Required task = In the records that follow, show each line where the word "this" is present.

Records with interface code =

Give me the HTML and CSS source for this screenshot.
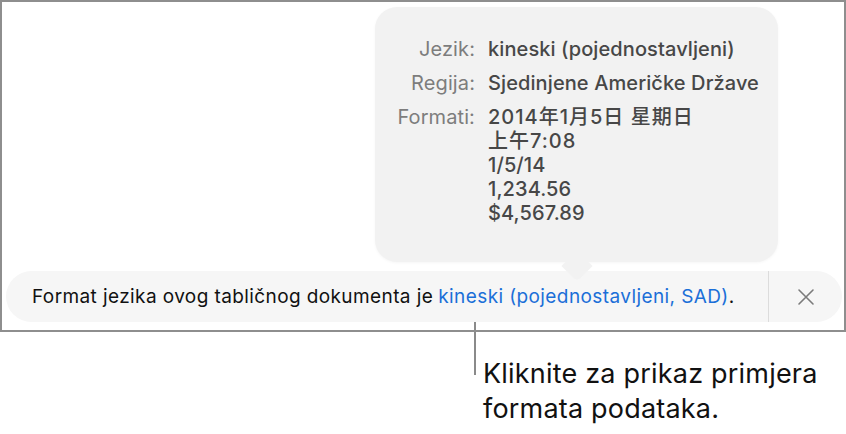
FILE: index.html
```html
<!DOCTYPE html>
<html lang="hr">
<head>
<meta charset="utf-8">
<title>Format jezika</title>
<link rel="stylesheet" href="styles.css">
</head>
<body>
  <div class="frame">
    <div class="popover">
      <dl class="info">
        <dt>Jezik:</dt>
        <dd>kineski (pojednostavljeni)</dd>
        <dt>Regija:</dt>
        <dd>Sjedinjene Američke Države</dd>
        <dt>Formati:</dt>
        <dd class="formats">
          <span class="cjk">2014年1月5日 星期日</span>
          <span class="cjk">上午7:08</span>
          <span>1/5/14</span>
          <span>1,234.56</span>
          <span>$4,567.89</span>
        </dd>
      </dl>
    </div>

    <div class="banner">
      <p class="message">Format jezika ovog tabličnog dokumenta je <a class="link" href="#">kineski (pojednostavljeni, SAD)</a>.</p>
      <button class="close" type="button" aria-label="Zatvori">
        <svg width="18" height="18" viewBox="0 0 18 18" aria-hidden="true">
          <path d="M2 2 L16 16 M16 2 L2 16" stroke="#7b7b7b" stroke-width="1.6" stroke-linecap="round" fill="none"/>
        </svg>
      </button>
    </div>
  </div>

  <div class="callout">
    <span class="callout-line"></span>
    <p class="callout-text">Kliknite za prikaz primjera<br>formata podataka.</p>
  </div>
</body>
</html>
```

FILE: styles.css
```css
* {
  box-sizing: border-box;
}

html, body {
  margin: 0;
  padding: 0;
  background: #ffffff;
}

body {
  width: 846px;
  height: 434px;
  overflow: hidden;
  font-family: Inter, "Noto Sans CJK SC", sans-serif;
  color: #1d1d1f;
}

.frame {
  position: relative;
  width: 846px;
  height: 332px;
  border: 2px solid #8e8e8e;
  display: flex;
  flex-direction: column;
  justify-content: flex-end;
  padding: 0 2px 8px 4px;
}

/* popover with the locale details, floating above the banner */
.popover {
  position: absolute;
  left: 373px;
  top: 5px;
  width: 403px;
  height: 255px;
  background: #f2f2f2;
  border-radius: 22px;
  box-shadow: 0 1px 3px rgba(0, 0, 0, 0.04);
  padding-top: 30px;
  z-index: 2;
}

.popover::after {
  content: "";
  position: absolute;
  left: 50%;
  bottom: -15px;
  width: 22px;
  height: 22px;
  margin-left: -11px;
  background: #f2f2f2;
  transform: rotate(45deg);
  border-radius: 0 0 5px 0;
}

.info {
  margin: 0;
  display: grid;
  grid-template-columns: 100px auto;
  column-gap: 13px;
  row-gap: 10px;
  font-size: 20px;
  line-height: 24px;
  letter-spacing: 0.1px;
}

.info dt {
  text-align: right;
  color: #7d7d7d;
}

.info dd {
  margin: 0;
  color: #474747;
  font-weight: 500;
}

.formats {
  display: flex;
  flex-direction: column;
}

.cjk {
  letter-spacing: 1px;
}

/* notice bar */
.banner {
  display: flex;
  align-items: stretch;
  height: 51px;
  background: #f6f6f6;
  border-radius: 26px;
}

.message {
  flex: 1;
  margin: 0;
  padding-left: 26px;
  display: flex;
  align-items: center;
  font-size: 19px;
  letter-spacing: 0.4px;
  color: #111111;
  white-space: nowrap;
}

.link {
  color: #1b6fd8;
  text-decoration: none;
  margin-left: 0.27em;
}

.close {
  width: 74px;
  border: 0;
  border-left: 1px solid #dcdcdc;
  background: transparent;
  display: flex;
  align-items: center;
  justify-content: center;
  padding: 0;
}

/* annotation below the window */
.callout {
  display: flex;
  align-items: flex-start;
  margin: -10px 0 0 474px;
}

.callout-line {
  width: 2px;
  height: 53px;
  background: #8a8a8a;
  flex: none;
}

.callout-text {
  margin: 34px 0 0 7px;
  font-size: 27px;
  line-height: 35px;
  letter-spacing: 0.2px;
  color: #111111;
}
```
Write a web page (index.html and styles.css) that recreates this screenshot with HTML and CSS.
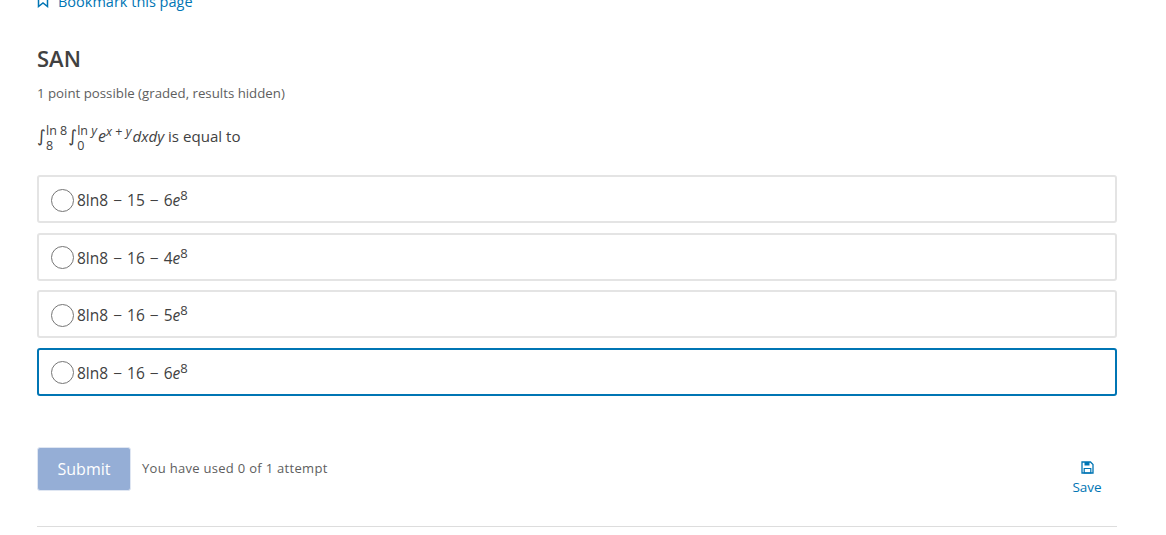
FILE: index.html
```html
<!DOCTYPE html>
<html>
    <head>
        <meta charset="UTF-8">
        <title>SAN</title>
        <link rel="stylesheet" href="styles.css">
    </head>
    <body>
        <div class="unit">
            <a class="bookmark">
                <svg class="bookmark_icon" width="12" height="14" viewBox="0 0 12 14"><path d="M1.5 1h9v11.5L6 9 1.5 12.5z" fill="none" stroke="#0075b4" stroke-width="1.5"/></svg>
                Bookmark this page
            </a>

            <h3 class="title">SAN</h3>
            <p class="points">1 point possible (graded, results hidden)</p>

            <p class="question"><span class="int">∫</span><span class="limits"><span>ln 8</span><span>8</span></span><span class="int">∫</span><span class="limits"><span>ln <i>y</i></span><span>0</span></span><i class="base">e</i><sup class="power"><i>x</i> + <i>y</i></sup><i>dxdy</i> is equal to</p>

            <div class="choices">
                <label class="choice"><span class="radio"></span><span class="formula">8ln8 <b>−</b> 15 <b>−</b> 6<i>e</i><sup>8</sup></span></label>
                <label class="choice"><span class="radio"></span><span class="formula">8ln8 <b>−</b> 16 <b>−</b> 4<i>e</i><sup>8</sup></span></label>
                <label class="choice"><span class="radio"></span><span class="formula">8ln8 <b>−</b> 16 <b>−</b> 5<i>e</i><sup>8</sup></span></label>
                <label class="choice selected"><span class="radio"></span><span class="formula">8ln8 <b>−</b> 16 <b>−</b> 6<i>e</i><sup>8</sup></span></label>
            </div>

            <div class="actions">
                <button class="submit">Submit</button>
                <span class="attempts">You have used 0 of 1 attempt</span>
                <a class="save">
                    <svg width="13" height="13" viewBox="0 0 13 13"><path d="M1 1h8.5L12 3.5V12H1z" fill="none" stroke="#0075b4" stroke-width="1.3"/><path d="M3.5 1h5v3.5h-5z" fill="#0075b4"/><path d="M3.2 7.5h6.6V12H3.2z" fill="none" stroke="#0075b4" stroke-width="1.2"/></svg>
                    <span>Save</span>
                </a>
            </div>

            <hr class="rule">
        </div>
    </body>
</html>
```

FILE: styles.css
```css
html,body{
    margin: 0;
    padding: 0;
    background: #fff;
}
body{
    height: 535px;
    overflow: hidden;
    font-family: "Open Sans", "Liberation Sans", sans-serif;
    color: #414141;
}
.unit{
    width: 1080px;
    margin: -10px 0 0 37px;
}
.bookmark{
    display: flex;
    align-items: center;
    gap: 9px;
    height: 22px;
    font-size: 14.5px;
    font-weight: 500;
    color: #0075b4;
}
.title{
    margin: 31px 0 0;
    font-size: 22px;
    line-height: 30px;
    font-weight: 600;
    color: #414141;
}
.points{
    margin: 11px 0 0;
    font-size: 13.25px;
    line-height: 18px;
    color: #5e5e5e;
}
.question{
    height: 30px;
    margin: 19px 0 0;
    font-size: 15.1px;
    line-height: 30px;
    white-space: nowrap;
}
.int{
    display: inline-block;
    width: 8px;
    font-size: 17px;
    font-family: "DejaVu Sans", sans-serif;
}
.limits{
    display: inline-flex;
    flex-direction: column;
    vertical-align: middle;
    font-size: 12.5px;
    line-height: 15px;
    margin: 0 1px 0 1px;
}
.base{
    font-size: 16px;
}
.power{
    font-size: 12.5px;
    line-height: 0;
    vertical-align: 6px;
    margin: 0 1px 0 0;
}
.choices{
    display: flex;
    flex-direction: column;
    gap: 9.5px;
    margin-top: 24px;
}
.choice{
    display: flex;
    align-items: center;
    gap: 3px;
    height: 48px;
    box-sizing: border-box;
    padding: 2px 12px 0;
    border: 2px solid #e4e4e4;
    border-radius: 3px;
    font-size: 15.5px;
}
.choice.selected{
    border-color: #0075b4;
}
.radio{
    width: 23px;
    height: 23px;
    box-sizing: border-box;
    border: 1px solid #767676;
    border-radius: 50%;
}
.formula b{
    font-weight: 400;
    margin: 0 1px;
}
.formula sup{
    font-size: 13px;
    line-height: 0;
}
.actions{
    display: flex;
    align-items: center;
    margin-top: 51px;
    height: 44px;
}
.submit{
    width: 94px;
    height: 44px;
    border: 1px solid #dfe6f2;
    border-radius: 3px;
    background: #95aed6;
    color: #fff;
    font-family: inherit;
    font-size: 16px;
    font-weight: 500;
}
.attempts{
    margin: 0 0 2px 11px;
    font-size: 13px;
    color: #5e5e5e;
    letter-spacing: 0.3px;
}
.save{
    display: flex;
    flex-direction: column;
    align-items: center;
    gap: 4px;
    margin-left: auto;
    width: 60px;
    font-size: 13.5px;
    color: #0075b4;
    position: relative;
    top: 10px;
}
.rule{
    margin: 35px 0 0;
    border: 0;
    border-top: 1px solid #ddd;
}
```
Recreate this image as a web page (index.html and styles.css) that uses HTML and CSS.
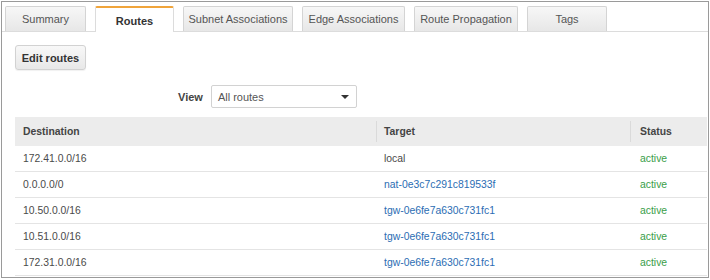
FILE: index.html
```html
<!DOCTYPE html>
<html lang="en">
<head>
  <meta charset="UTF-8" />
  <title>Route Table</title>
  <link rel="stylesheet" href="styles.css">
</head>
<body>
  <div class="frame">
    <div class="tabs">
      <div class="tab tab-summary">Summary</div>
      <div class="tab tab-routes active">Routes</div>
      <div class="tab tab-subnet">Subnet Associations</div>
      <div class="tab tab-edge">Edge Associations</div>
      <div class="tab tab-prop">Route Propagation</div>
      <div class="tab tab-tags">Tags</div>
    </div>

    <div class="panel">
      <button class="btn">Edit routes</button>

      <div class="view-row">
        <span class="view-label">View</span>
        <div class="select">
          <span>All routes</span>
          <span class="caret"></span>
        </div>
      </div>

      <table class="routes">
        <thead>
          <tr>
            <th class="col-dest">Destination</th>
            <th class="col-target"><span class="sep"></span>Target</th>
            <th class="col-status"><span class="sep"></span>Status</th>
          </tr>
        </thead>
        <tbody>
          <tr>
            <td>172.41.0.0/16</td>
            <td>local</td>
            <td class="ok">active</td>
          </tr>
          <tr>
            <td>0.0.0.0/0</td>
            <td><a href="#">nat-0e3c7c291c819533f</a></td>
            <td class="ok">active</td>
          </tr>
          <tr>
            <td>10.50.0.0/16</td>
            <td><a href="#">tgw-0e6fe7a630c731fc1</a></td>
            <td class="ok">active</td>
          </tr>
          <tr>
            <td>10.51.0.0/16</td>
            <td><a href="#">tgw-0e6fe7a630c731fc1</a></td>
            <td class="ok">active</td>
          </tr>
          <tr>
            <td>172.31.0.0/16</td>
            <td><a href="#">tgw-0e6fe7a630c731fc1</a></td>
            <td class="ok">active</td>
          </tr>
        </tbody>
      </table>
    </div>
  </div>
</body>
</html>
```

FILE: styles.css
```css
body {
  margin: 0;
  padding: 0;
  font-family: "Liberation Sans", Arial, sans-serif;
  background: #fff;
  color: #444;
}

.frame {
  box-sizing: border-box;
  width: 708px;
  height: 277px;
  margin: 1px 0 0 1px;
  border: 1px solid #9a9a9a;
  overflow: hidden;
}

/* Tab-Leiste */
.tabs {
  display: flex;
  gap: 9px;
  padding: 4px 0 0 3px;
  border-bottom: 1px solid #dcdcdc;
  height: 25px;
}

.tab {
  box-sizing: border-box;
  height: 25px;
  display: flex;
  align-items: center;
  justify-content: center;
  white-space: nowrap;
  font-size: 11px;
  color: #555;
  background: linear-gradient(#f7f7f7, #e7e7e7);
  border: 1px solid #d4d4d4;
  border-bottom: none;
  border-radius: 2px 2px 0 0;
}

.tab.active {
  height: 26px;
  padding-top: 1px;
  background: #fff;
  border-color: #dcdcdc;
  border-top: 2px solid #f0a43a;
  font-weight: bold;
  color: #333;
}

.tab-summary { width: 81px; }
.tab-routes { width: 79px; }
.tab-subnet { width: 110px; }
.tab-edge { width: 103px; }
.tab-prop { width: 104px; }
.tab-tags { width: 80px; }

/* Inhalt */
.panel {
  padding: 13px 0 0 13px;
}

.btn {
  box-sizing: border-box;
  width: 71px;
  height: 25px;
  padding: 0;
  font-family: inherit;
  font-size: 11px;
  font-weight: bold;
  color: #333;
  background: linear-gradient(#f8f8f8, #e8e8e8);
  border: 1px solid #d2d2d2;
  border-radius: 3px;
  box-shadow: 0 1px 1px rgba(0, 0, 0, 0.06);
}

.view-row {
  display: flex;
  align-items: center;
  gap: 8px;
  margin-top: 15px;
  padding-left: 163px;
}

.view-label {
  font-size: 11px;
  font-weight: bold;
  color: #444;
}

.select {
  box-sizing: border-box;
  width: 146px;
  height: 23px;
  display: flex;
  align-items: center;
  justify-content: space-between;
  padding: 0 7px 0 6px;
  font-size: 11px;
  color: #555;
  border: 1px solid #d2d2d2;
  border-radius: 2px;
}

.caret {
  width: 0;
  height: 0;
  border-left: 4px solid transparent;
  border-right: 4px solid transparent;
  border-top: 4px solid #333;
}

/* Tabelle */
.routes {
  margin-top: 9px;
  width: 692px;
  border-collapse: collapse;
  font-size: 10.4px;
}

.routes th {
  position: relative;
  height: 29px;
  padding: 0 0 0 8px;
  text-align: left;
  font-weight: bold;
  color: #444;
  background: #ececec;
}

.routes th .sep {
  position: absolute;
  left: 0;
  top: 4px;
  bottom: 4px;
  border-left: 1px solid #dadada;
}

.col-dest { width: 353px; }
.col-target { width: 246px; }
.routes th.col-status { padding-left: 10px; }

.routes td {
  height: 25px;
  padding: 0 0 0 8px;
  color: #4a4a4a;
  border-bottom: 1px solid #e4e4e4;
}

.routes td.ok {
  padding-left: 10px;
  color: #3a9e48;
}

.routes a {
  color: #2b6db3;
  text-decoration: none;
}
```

Answer in full =
Give me the HTML and CSS source for this screenshot.
Write a web page (index.html and styles.css) that recreates this screenshot with HTML and CSS.
                Bookmark this page
Recreate this image as a web page (index.html and styles.css) that uses HTML and CSS.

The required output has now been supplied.